The year 1968 -- whose blood-splattered, baton-swinging 50th anniversary party is about to peak this Memorial Day weekend with the 4-hour 1968documentary on CNN -- was truly a season for the good, the bad and the ugly. I mean that literally -- Hugh Montenegro's version of the theme song to the hit spaghetti-Western, The Good, the Bad and the Ugly was all over the AM radio that spring, with its unforgettable ocarina opening and its "rep rup rep rup" chorus. But figuratively, the Ugly walloped both the Good and the Bad in the wider world of 1968 by a big margin.
It's easy to forget that.
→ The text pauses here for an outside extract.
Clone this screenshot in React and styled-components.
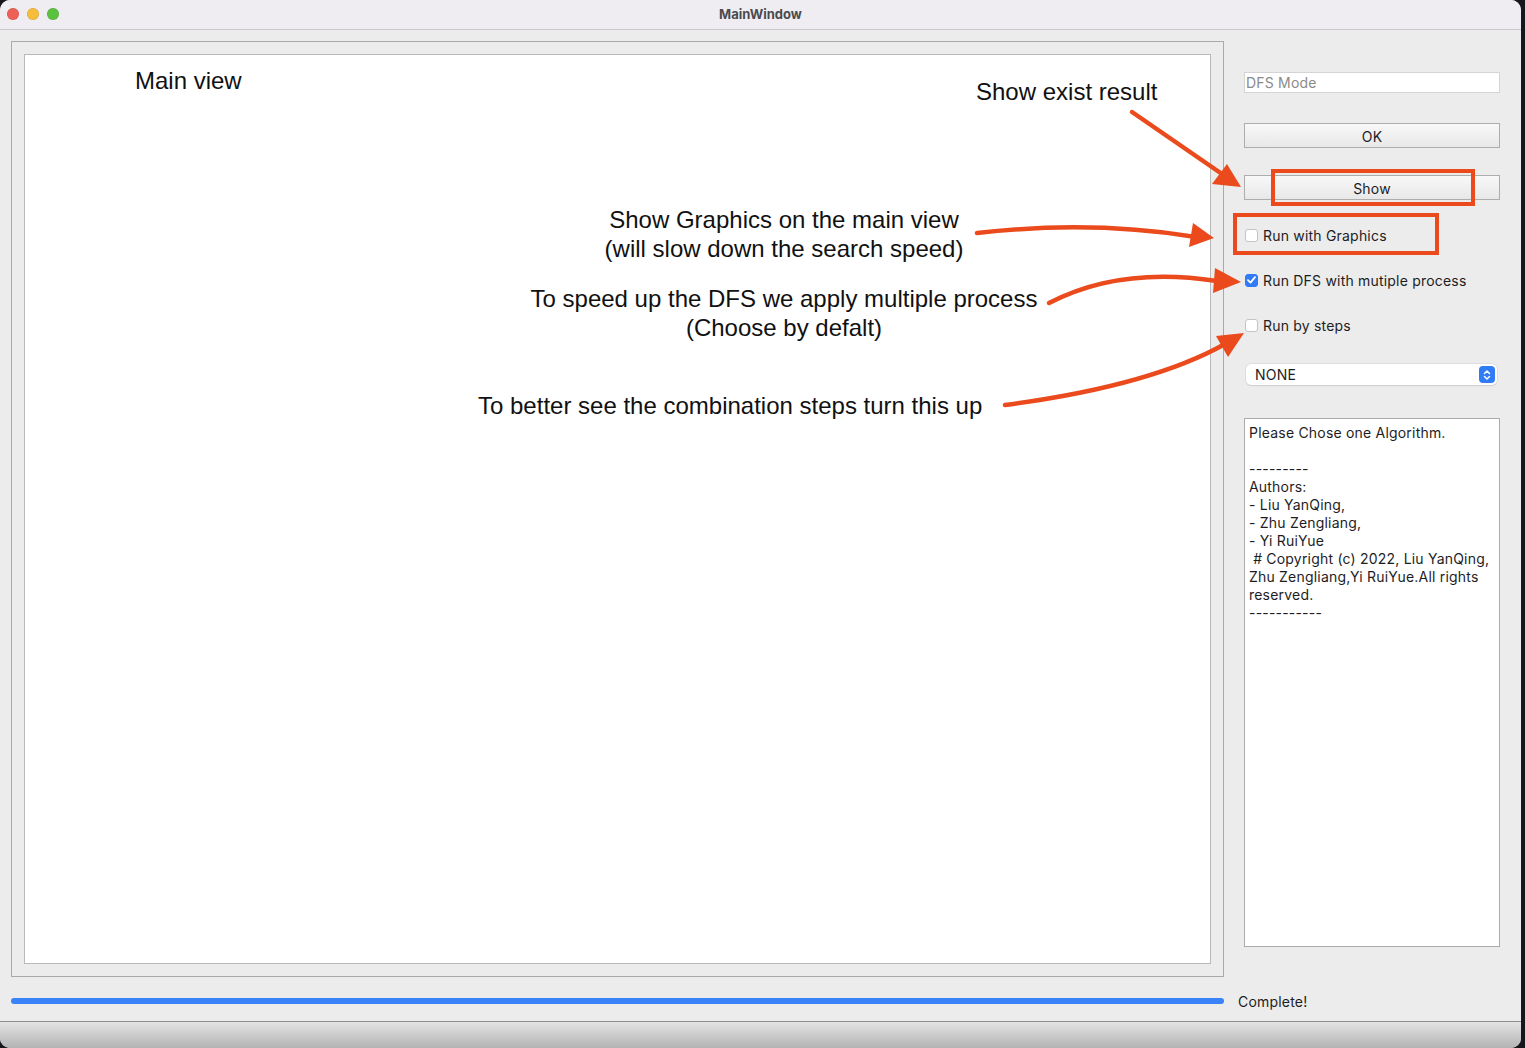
import React from 'react'
import styled, { createGlobalStyle } from 'styled-components'

const GlobalStyle = createGlobalStyle`
  html, body {
    margin: 0;
    padding: 0;
    background: #17161d;
  }
  body {
    font-family: Inter, "Liberation Sans", sans-serif;
  }
`

const ACCENT = '#ea4a1c'

const Page = styled.div`
  width: 1525px;
  height: 1048px;
  overflow: hidden;
  background: #17161d;
`

const Window = styled.div`
  position: relative;
  width: 1521px;
  height: 1048px;
  display: flex;
  flex-direction: column;
  background: #ececec;
  border-radius: 10px;
  overflow: hidden;
`

const TitleBar = styled.div`
  height: 29px;
  flex-shrink: 0;
  display: grid;
  grid-template-columns: 1fr auto 1fr;
  align-items: center;
  background: #efedf2;
  border-bottom: 1px solid #c8c7cb;
`

const Lights = styled.div`
  display: flex;
  gap: 8px;
  padding: 0 0 1px 7px;
`

const Light = styled.span`
  width: 12px;
  height: 12px;
  border-radius: 50%;
  background: ${p => p.color};
  box-shadow: inset 0 0 0 0.5px rgba(0, 0, 0, 0.15);
`

const Title = styled.div`
  font-size: 13px;
  font-weight: 700;
  color: #4b4a4f;
  padding-bottom: 1px;
`

const Body = styled.div`
  display: flex;
  align-items: flex-start;
  padding: 11px 0 0 11px;
`

const MainFrame = styled.div`
  box-sizing: border-box;
  width: 1213px;
  height: 936px;
  padding: 12px;
  border: 1px solid #a9a9a9;
`

const Canvas = styled.div`
  position: relative;
  box-sizing: border-box;
  height: 100%;
  background: #fff;
  border: 1px solid #b9b9b9;
  font-family: "Liberation Sans", Arial, sans-serif;
  color: #111;
`

const Note = styled.div`
  position: absolute;
  left: ${p => p.x}px;
  top: ${p => p.y}px;
  font-size: 24px;
  line-height: 29px;
  white-space: nowrap;
  text-align: center;
  transform: ${p => (p.center ? 'translateX(-50%)' : 'none')};
`

const SidePanel = styled.div`
  width: 256px;
  margin-left: 20px;
  display: flex;
  flex-direction: column;
  font-size: 14px;
  letter-spacing: 0.2px;
  color: #1d1d1f;
`

const Field = styled.div`
  box-sizing: border-box;
  height: 21px;
  margin-top: 31px;
  padding-left: 1px;
  display: flex;
  align-items: center;
  background: #fff;
  border: 1px solid #d4d4d4;
  color: #8b8b8b;
`

const Button = styled.div`
  box-sizing: border-box;
  height: 25px;
  margin-top: ${p => p.gap}px;
  display: flex;
  align-items: center;
  justify-content: center;
  padding-top: 1px;
  background: linear-gradient(#f8f8f8, #e8e8e8);
  border: 1px solid #adadad;
  color: #1d1d1f;
`

const CheckRow = styled.label`
  height: 20px;
  margin-top: 25px;
  display: flex;
  align-items: center;
  gap: 5px;
  padding-left: 1px;
`

const Box = styled.span`
  box-sizing: border-box;
  width: 13px;
  height: 13px;
  border-radius: 3px;
  display: flex;
  align-items: center;
  justify-content: center;
  background: ${p => (p.checked ? '#2f7cf6' : '#fff')};
  border: 1px solid ${p => (p.checked ? '#2f7cf6' : '#c4c4c4')};
`

const Combo = styled.div`
  box-sizing: border-box;
  height: 21px;
  margin: 29px 3px 0 2px;
  padding: 0 2px 0 9px;
  display: flex;
  align-items: center;
  justify-content: space-between;
  background: #fff;
  border-radius: 5px;
  box-shadow: 0 0 0 0.5px #cfcfcf, 0 1px 1px rgba(0, 0, 0, 0.12);
`

const Stepper = styled.span`
  width: 16px;
  height: 17px;
  border-radius: 4px;
  background: #2f7cf6;
  display: flex;
  align-items: center;
  justify-content: center;
`

const Info = styled.div`
  box-sizing: border-box;
  height: 529px;
  margin-top: 33px;
  padding: 5px 4px;
  background: #fff;
  border: 1px solid #ababab;
  line-height: 18px;
  white-space: pre-wrap;
`

const StatusRow = styled.div`
  height: 44px;
  padding: 4px 0 0 11px;
  box-sizing: border-box;
  display: flex;
  align-items: center;
  font-size: 14px;
  letter-spacing: 0.2px;
  color: #1d1d1f;
`

const Progress = styled.div`
  width: 1213px;
  height: 6px;
  border-radius: 3px;
  background: #3a82f7;
`

const StatusText = styled.span`
  margin-left: 14px;
`

const BottomBar = styled.div`
  flex: 1;
  border-top: 1px solid #8d8d8d;
  background: linear-gradient(#e4e4e4, #b3b3b3);
`

const Overlay = styled.svg`
  position: absolute;
  left: 0;
  top: 0;
  pointer-events: none;
`

const Check = () => (
  <svg width="9" height="8" viewBox="0 0 9 8">
    <path d="M1 4.2 L3.5 6.6 L8 1.2" fill="none" stroke="#fff" strokeWidth="1.8" strokeLinecap="round" strokeLinejoin="round" />
  </svg>
)

const Chevrons = () => (
  <svg width="8" height="12" viewBox="0 0 8 12">
    <path d="M1.5 4.5 L4 2 L6.5 4.5 M1.5 7.5 L4 10 L6.5 7.5" fill="none" stroke="#fff" strokeWidth="1.5" strokeLinecap="round" strokeLinejoin="round" />
  </svg>
)

const info = `Please Chose one Algorithm.

---------
Authors:
- Liu YanQing,
- Zhu Zengliang,
- Yi RuiYue
 # Copyright (c) 2022, Liu YanQing,
Zhu Zengliang,Yi RuiYue.All rights
reserved.
-----------`

const arrows = [
  { d: 'M1132 112 L1222 174', head: '1241,187 1227,164 1212,184' },
  { d: 'M977 233 Q1090 220 1196 237', head: '1214,238 1193,223 1189,247' },
  { d: 'M1049 303 Q1120 266 1217 281', head: '1241,282 1215,268 1213,293' },
  { d: 'M1005 405 Q1150 386 1225 344', head: '1244,333 1216,336 1228,357' },
]

export default function App() {
  return (
    <Page>
      <GlobalStyle />
      <Window>
        <TitleBar>
          <Lights>
            <Light color="#ee5f56" />
            <Light color="#f6bd3d" />
            <Light color="#5ac23f" />
          </Lights>
          <Title>MainWindow</Title>
          <span />
        </TitleBar>

        <Body>
          <MainFrame>
            <Canvas>
              <Note x={110} y={11}>Main view</Note>
              <Note x={951} y={22}>Show exist result</Note>
              <Note x={759} y={150} center>
                Show Graphics on the main view
                <br />
                (will slow down the search speed)
              </Note>
              <Note x={759} y={229} center>
                To speed up the DFS we apply multiple process
                <br />
                (Choose by defalt)
              </Note>
              <Note x={453} y={336}>To better see the combination steps turn this up</Note>
            </Canvas>
          </MainFrame>

          <SidePanel>
            <Field>DFS Mode</Field>
            <Button gap={30}>OK</Button>
            <Button gap={27}>Show</Button>
            <CheckRow>
              <Box />
              Run with Graphics
            </CheckRow>
            <CheckRow>
              <Box checked>
                <Check />
              </Box>
              Run DFS with mutiple process
            </CheckRow>
            <CheckRow>
              <Box />
              Run by steps
            </CheckRow>
            <Combo>
              NONE
              <Stepper>
                <Chevrons />
              </Stepper>
            </Combo>
            <Info>{info}</Info>
          </SidePanel>
        </Body>

        <StatusRow>
          <Progress />
          <StatusText>Complete!</StatusText>
        </StatusRow>
        <BottomBar />

        <Overlay width="1521" height="1048">
          <rect x="1273" y="171" width="200" height="33" fill="none" stroke={ACCENT} strokeWidth="4" />
          <rect x="1235" y="215" width="202" height="38" fill="none" stroke={ACCENT} strokeWidth="4" />
          {arrows.map((a, i) => (
            <g key={i}>
              <path d={a.d} fill="none" stroke={ACCENT} strokeWidth="4.5" strokeLinecap="round" />
              <polygon points={a.head} fill={ACCENT} />
            </g>
          ))}
        </Overlay>
      </Window>
    </Page>
  )
}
Those round, tinted spectacles that the likes of John Lennon were wearing in 1968 were the ultimate rose-colored glasses, after all. And so the purple haze of nostalgia can cling to glib Time-Life-infomercial-style memories of the halcyon daze of the decade that changed America -- bright tie-dyed colors illuminated by a strobe light and pulsating to the fuzzy guitar riffs of Jimi Hendrix and Cream. "I think it's so groovy now," an act called Friend & Lover sang in the summer of 1968, "that people are finally getting together."
The song was pure wishful thinking. Ask anyone who lived through 1968 -- even those of us who were bright-eyed grade-schoolers then -- and we can tell you that the year was experienced in real time mostly as hell on earth. No, you really didn't need a weatherman to know which way the wind blows, not when these things were in the air: The Tet Offensive, with planeloads of American-flag-draped caskets flying home from Vietnam every week. The assassinations of Robert F. Kennedy and Martin Luther King Jr. -- the latter followed by days of urban rioting that claimed dozens of lives. And student and youthful uprisings that were put down with violent force -- from Columbia University and Chicago here at home to the streets of Mexico City and even Czechoslovakia, where Soviet troops crushed Prague's spring awakening.